Yale University Press: What were some of the resonances between this exhibition and the Clark’s new campus, which is so masterfully situated within and engaged in dialogue with its own natural setting?

Richard Kendall: From the beginning of the project we enjoyed the resonance between the Clark’s glorious rural setting and Van Gogh’s early life in the Dutch countryside and later in Provence. A lot of our visitors are nature-lovers and many of them related closely to his pictures from their own personal experience. For me it was unusually intimate because I’m based on the campus and walk to the galleries in the morning through deep grass and among trees, where I often see grasshoppers, moths, rabbits, squirrels, birds and other creatures on my way.

YUP: How did van Gogh’s practice of painting nature out of doors change after his art schooling in Paris?

RK: His art schooling in Paris was very old fashioned and rigid, and fortunately it didn’t change him too much! What is fascinating about his Paris years is that he mainly painted nature – parks, gardens, flowers, trees – even though he was in a huge city. He met several young artists who inspired him, but rejected conventional teaching.

YUP: Are there cyclical ways that van Gogh’s nature painting changed based on the season in which he was making art?

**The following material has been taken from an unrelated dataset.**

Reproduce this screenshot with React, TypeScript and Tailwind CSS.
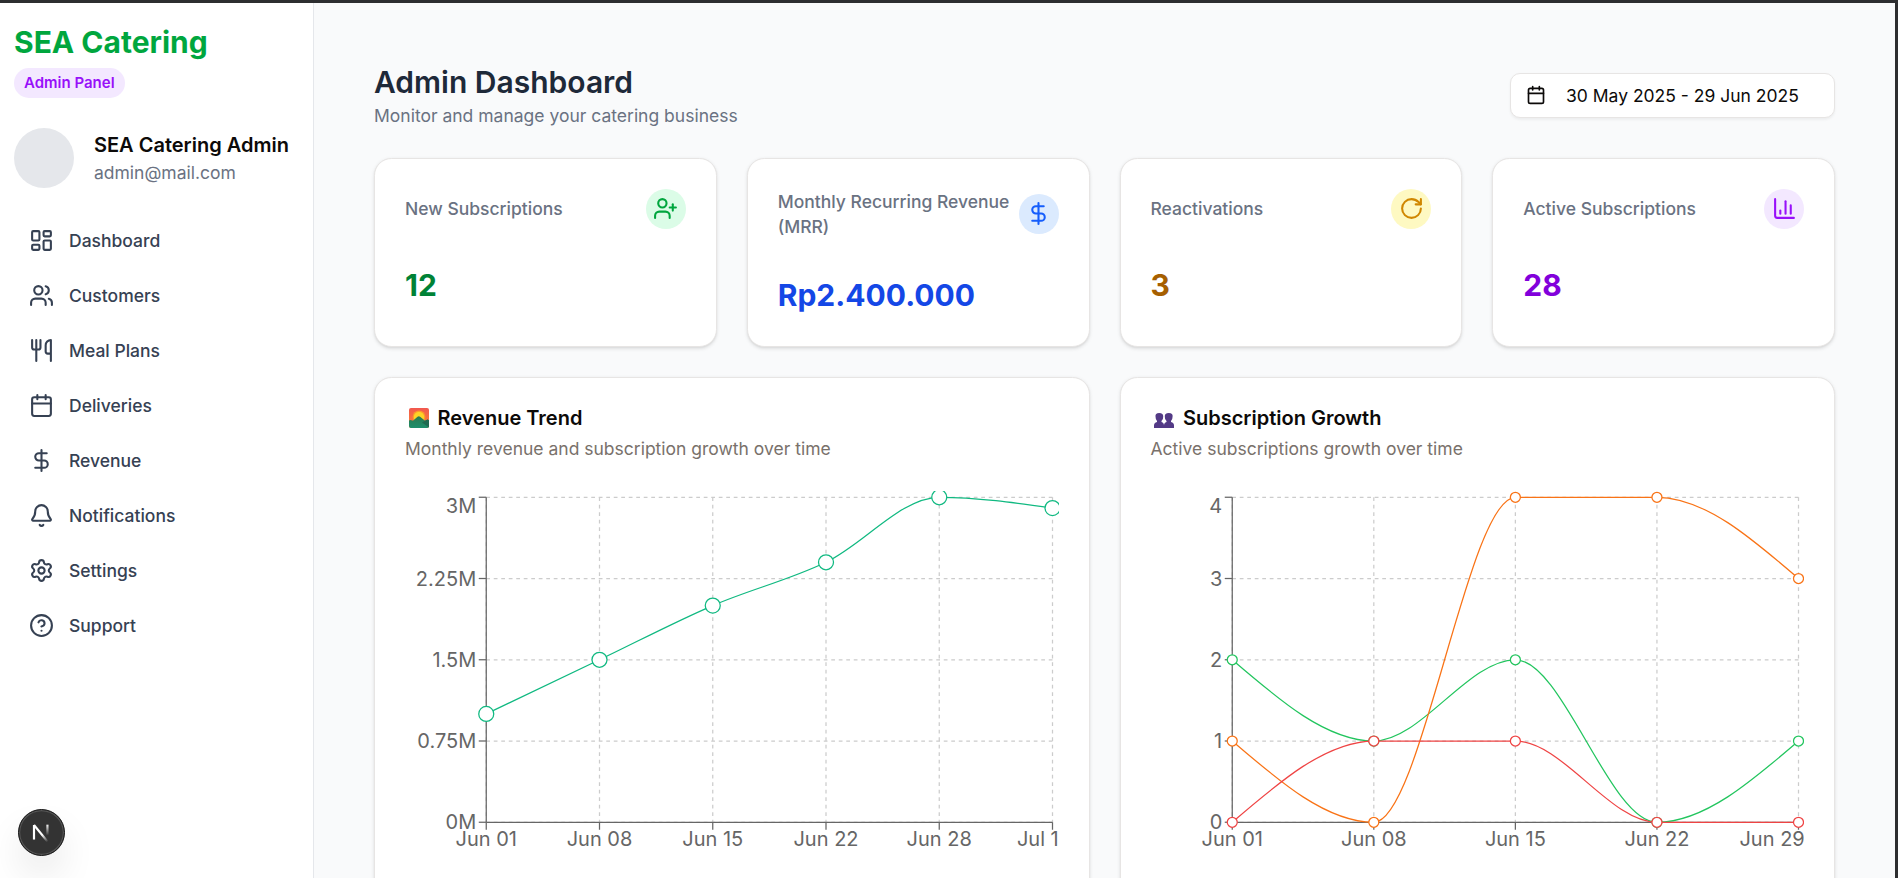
import {
  LayoutDashboard,
  Users,
  Utensils,
  Calendar,
  DollarSign,
  Bell,
  Settings,
  CircleHelp,
  UserPlus,
  RotateCw,
  ChartColumn,
} from "lucide-react";
import type { ComponentType, ReactNode } from "react";

type Icon = ComponentType<{ className?: string; strokeWidth?: number }>;

const NAV: { label: string; icon: Icon }[] = [
  { label: "Dashboard", icon: LayoutDashboard },
  { label: "Customers", icon: Users },
  { label: "Meal Plans", icon: Utensils },
  { label: "Deliveries", icon: Calendar },
  { label: "Revenue", icon: DollarSign },
  { label: "Notifications", icon: Bell },
  { label: "Settings", icon: Settings },
  { label: "Support", icon: CircleHelp },
];

const STATS: { label: string; value: string; icon: Icon; badge: string; color: string }[] = [
  { label: "New Subscriptions", value: "12", icon: UserPlus, badge: "bg-green-100 text-green-600", color: "text-green-700" },
  { label: "Monthly Recurring Revenue (MRR)", value: "Rp2.400.000", icon: DollarSign, badge: "bg-blue-100 text-blue-600", color: "text-blue-700" },
  { label: "Reactivations", value: "3", icon: RotateCw, badge: "bg-yellow-100 text-yellow-600", color: "text-yellow-700" },
  { label: "Active Subscriptions", value: "28", icon: ChartColumn, badge: "bg-purple-100 text-purple-600", color: "text-purple-700" },
];

type Series = { color: string; values: number[] };

const W = 523;
const H = 300;
const LEFT = 65;
const RIGHT = W - 5;
const TOP = 5;
const BOTTOM = 265;

// Monotone cubic interpolation through equally ordered points.
function monotonePath(pts: [number, number][]) {
  const n = pts.length;
  const slope = (i: number) => (pts[i + 1][1] - pts[i][1]) / (pts[i + 1][0] - pts[i][0]);
  const t: number[] = new Array(n).fill(0);
  for (let i = 1; i < n - 1; i++) {
    const h0 = pts[i][0] - pts[i - 1][0];
    const h1 = pts[i + 1][0] - pts[i][0];
    const s0 = slope(i - 1);
    const s1 = slope(i);
    const p = (s0 * h1 + s1 * h0) / (h0 + h1);
    t[i] = (Math.sign(s0) + Math.sign(s1)) * Math.min(Math.abs(s0), Math.abs(s1), 0.5 * Math.abs(p)) || 0;
  }
  t[0] = (3 * slope(0) - t[1]) / 2;
  t[n - 1] = (3 * slope(n - 2) - t[n - 2]) / 2;
  let d = `M${pts[0][0]},${pts[0][1]}`;
  for (let i = 0; i < n - 1; i++) {
    const dx = (pts[i + 1][0] - pts[i][0]) / 3;
    d += `C${pts[i][0] + dx},${pts[i][1] + dx * t[i]},${pts[i + 1][0] - dx},${pts[i + 1][1] - dx * t[i + 1]},${pts[i + 1][0]},${pts[i + 1][1]}`;
  }
  return d;
}

function LineChart({
  labels,
  ticks,
  max,
  series,
  radius,
}: {
  labels: string[];
  ticks: string[];
  max: number;
  series: Series[];
  radius: number;
}) {
  const x = (i: number) => LEFT + ((RIGHT - LEFT) * i) / (labels.length - 1);
  const y = (v: number) => BOTTOM - ((BOTTOM - TOP) * v) / max;
  const tickY = (i: number) => BOTTOM - ((BOTTOM - TOP) * i) / (ticks.length - 1);
  return (
    <svg width={W} height={H} className="block overflow-hidden text-base" fontSize={16}>
      <g stroke="#ccc" strokeDasharray="3 3">
        {ticks.map((t, i) => (
          <line key={t} x1={LEFT} x2={RIGHT} y1={tickY(i)} y2={tickY(i)} />
        ))}
        {labels.map((l, i) => (
          <line key={l} x1={x(i)} x2={x(i)} y1={TOP} y2={BOTTOM} />
        ))}
      </g>
      <g stroke="#666">
        <line x1={LEFT} x2={RIGHT} y1={BOTTOM} y2={BOTTOM} />
        <line x1={LEFT} x2={LEFT} y1={TOP} y2={BOTTOM} />
        {labels.map((l, i) => (
          <line key={l} x1={x(i)} x2={x(i)} y1={BOTTOM} y2={BOTTOM + 6} />
        ))}
        {ticks.map((t, i) => (
          <line key={t} x1={LEFT - 6} x2={LEFT} y1={tickY(i)} y2={tickY(i)} />
        ))}
      </g>
      <g fill="#666">
        {labels.map((l, i) =>
          i === labels.length - 1 ? (
            <text key={l} x={W} y={BOTTOM + 8} dy="0.71em" textAnchor="end">{l}</text>
          ) : (
            <text key={l} x={x(i)} y={BOTTOM + 8} dy="0.71em" textAnchor="middle">{l}</text>
          ),
        )}
        {ticks.map((t, i) => (
          <text key={t} x={LEFT - 8} y={i === ticks.length - 1 ? 12 : tickY(i)} dy="0.355em" textAnchor="end">{t}</text>
        ))}
      </g>
      {series.map((s) => {
        const pts = s.values.map((v, i) => [x(i), y(v)] as [number, number]);
        return (
          <g key={s.color} stroke={s.color}>
            <path d={monotonePath(pts)} fill="none" />
            {pts.map(([cx, cy]) => (
              <circle key={cx} cx={cx} cy={cy} r={radius} fill="#fff" />
            ))}
          </g>
        );
      })}
    </svg>
  );
}

function SunriseIcon() {
  return (
    <svg viewBox="0 0 20 20" className="h-4 w-4">
      <defs>
        <linearGradient id="sky" x1="0" y1="0" x2="0" y2="1">
          <stop offset="0" stopColor="#f1574f" />
          <stop offset="1" stopColor="#fb8a2e" />
        </linearGradient>
        <linearGradient id="hill" x1="0" y1="0" x2="0" y2="1">
          <stop offset="0" stopColor="#2a7a50" />
          <stop offset="1" stopColor="#1d8f6c" />
        </linearGradient>
      </defs>
      <rect width="20" height="20" rx="2" fill="url(#sky)" />
      <circle cx="10" cy="8.8" r="6.4" fill="#fb9a2b" />
      <circle cx="10" cy="9" r="5.2" fill="#fdd226" />
      <path d="M0 12.5l1.500-.5 2.500.8L8.500 8.800q1.300-1.100 2.600 0l4.900 4 2.500-1.300 1.500.8V18a2 2 0 0 1-2 2H2a2 2 0 0 1-2-2z" fill="url(#hill)" />
      <path d="M13 14.500l7 5V12.300l-1.500-.8-2.500 1.300z" fill="#1f6a50" />
    </svg>
  );
}

function PeopleIcon() {
  return (
    <svg viewBox="0 0 20 20" className="h-4 w-4">
      <g fill="#533a86">
        <path d="M1.500 8.500Q1 5 5.200 5t4 3.500q.2 3-1.700 4.500v1q2.500.5 2.500 3.500V20H0v-2.500Q0 14.500 3 14v-1Q1.500 11.500 1.500 8.500z" />
        <path d="M10.800 8.500Q10.500 5 14.800 5t3.800 3.500q0 3-1.600 4.500v1q3 .5 3 3.500V20H10v-2.500q0-3 2.500-3.500v-1q-1.900-1.500-1.700-4.500z" />
      </g>
    </svg>
  );
}

function ChartCard({ icon, title, description, children }: { icon: ReactNode; title: string; description: string; children: ReactNode }) {
  return (
    <section className="flex h-[460px] flex-col gap-6 rounded-[14px] border border-[#e7e5e4] bg-white p-6 shadow-sm">
      <div className="flex flex-col gap-1.5">
        <h2 className="flex items-center gap-[7px] pl-[3px] text-base leading-none font-semibold text-[#0c0a09]">
          {icon}
          {title}
        </h2>
        <p className="text-sm text-[#79716b]">{description}</p>
      </div>
      {children}
    </section>
  );
}

export default function App() {
  return (
    <div className="h-[878px] overflow-hidden border-t-3 border-r-3 border-[#2d2e30] bg-gray-50 font-[Inter,'Liberation_Sans',sans-serif]">
      <div className="flex h-[700px] [zoom:1.25]">
        <aside className="relative flex w-[251.2px] shrink-0 flex-col border-r border-gray-200 bg-white pt-4 pl-[11.2px]">
          <h1 className="text-2xl font-bold text-green-600">SEA Catering</h1>
          <span className="mt-1 self-start rounded-full bg-purple-100 px-2 py-1 text-xs font-semibold text-purple-600">Admin Panel</span>
          <div className="mt-6 flex items-center gap-4">
            <div className="h-12 w-12 rounded-full bg-gray-200" />
            <div>
              <p className="text-base font-semibold whitespace-nowrap text-[#0c0a09]">SEA Catering Admin</p>
              <p className="text-sm text-gray-500">admin@mail.com</p>
            </div>
          </div>
          <nav className="mt-5">
            {NAV.map(({ label, icon: NavIcon }) => (
              <a key={label} className="flex items-center gap-3 p-3 text-sm font-medium text-gray-700">
                <NavIcon className="h-5 w-5" />
                {label}
              </a>
            ))}
          </nav>
          <div className="absolute bottom-[17.3px] left-[14.2px] flex h-[38px] w-[38px] items-center justify-center rounded-full border border-[#171717] bg-[#333] shadow-[inset_0_0_0_1px_#555,0_16px_32px_-8px_rgba(0,0,0,0.24)]">
            <svg viewBox="0 0 16 16" className="h-5 w-5" fill="none">
              <defs>
                <linearGradient id="diag" x1="9" y1="9" x2="12.500" y2="13.500" gradientUnits="userSpaceOnUse">
                  <stop stopColor="#fff" />
                  <stop offset="1" stopColor="#fff" stopOpacity="0" />
                </linearGradient>
                <linearGradient id="stem" x1="11" y1="2.500" x2="11" y2="10" gradientUnits="userSpaceOnUse">
                  <stop stopColor="#fff" />
                  <stop offset="1" stopColor="#fff" stopOpacity="0" />
                </linearGradient>
              </defs>
              <path d="M3.200 12.500V3.200" stroke="#fff" strokeWidth="1.400" />
              <path d="M3.200 3.200L12 14" stroke="url(#diag)" strokeWidth="1.400" />
              <path d="M11.800 3v6.500" stroke="url(#stem)" strokeWidth="1.400" />
            </svg>
          </div>
        </aside>

        <main className="flex min-w-0 flex-1 flex-col gap-6 overflow-hidden p-12">
          <header className="flex items-center justify-between">
            <div>
              <h1 className="text-2xl font-semibold text-gray-800">Admin Dashboard</h1>
              <p className="text-sm text-gray-500">Monitor and manage your catering business</p>
            </div>
            <button className="flex h-9 w-[260px] items-center rounded-lg border border-[#e7e5e4] bg-white px-3 text-sm text-[#0c0a09] shadow-xs">
              <Calendar className="mr-4 h-4 w-4" />
              30 May 2025 - 29 Jun 2025
            </button>
          </header>

          <div className="grid grid-cols-4 gap-6">
            {STATS.map(({ label, value, icon: StatIcon, badge, color }) => (
              <section key={label} className="flex flex-col gap-[30px] rounded-[14px] border border-[#e7e5e4] bg-white p-6 shadow-sm">
                <div className="flex items-center justify-between">
                  <h2 className="text-sm font-medium text-gray-500">{label}</h2>
                  <div className={`rounded-full p-1.5 ${badge}`}>
                    <StatIcon className="h-5 w-5" />
                  </div>
                </div>
                <p className={`text-2xl font-bold ${color}`}>{value}</p>
              </section>
            ))}
          </div>

          <div className="grid grid-cols-2 gap-6">
            <ChartCard icon={<SunriseIcon />} title="Revenue Trend" description="Monthly revenue and subscription growth over time">
              <LineChart
                labels={["Jun 01", "Jun 08", "Jun 15", "Jun 22", "Jun 28", "Jul 1"]}
                ticks={["0M", "0.75M", "1.5M", "2.25M", "3M"]}
                max={3}
                radius={6}
                series={[{ color: "#10b981", values: [1, 1.5, 2, 2.4, 3, 2.9] }]}
              />
            </ChartCard>
            <ChartCard icon={<PeopleIcon />} title="Subscription Growth" description="Active subscriptions growth over time">
              <LineChart
                labels={["Jun 01", "Jun 08", "Jun 15", "Jun 22", "Jun 29"]}
                ticks={["0", "1", "2", "3", "4"]}
                max={4}
                radius={4}
                series={[
                  { color: "#22c55e", values: [2, 1, 2, 0, 1] },
                  { color: "#f97316", values: [1, 0, 4, 4, 3] },
                  { color: "#ef4444", values: [0, 1, 1, 0, 0] },
                ]}
              />
            </ChartCard>
          </div>
        </main>
      </div>
    </div>
  );
}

RK: The cycle of the seasons is very evident in his work in two ways. He loved to paint the changes in nature – spring leaves and blossom, hot sun on the summer landscape, fall foliage and occasionally snow; and it also affected his ability to work outdoors. Sometimes the heat or the cold or the rain prevented his work.

YUP: Was there a point in van Gogh’s life when he had a particularly emotional or nostalgic relationship to nature?  When, and why, do you think?

RK: There are many occasions when he writes in his letters about the exhilaration of nature in a personal way. He could be nostalgic about Holland and its scenery, though not enough to drive him back there after his grim early years. There are certainly emotional responses to the natural world in his paintings, often because of the sheer thrill of seeing light on foliage or a field of flowers, and such sights as a star-filled sky. We have to remember that he rarely enjoyed much human intimacy or even close friendship and in some way I suspect that nature compensated for this void.

YUP: Apart from the natural world itself, what most influenced van Gogh’s artistic representations of nature?

RK: It’s crucial to remember that Van Gogh was a well-educated, articulate man who read incessantly and sought out works of art wherever he was. He loved the novels of George Eliot, which are mostly set in the English countryside, and also those of Emile Zola who grew up in Provence and waxed lyrical about his youth in the hot south of France. And from childhood onwards, Van Gogh feasted his eyes on works of art in the original or as reproductions, learning about nature from his predecessors.


Richard Kendall is curator-at-large at the Clark Art Institute.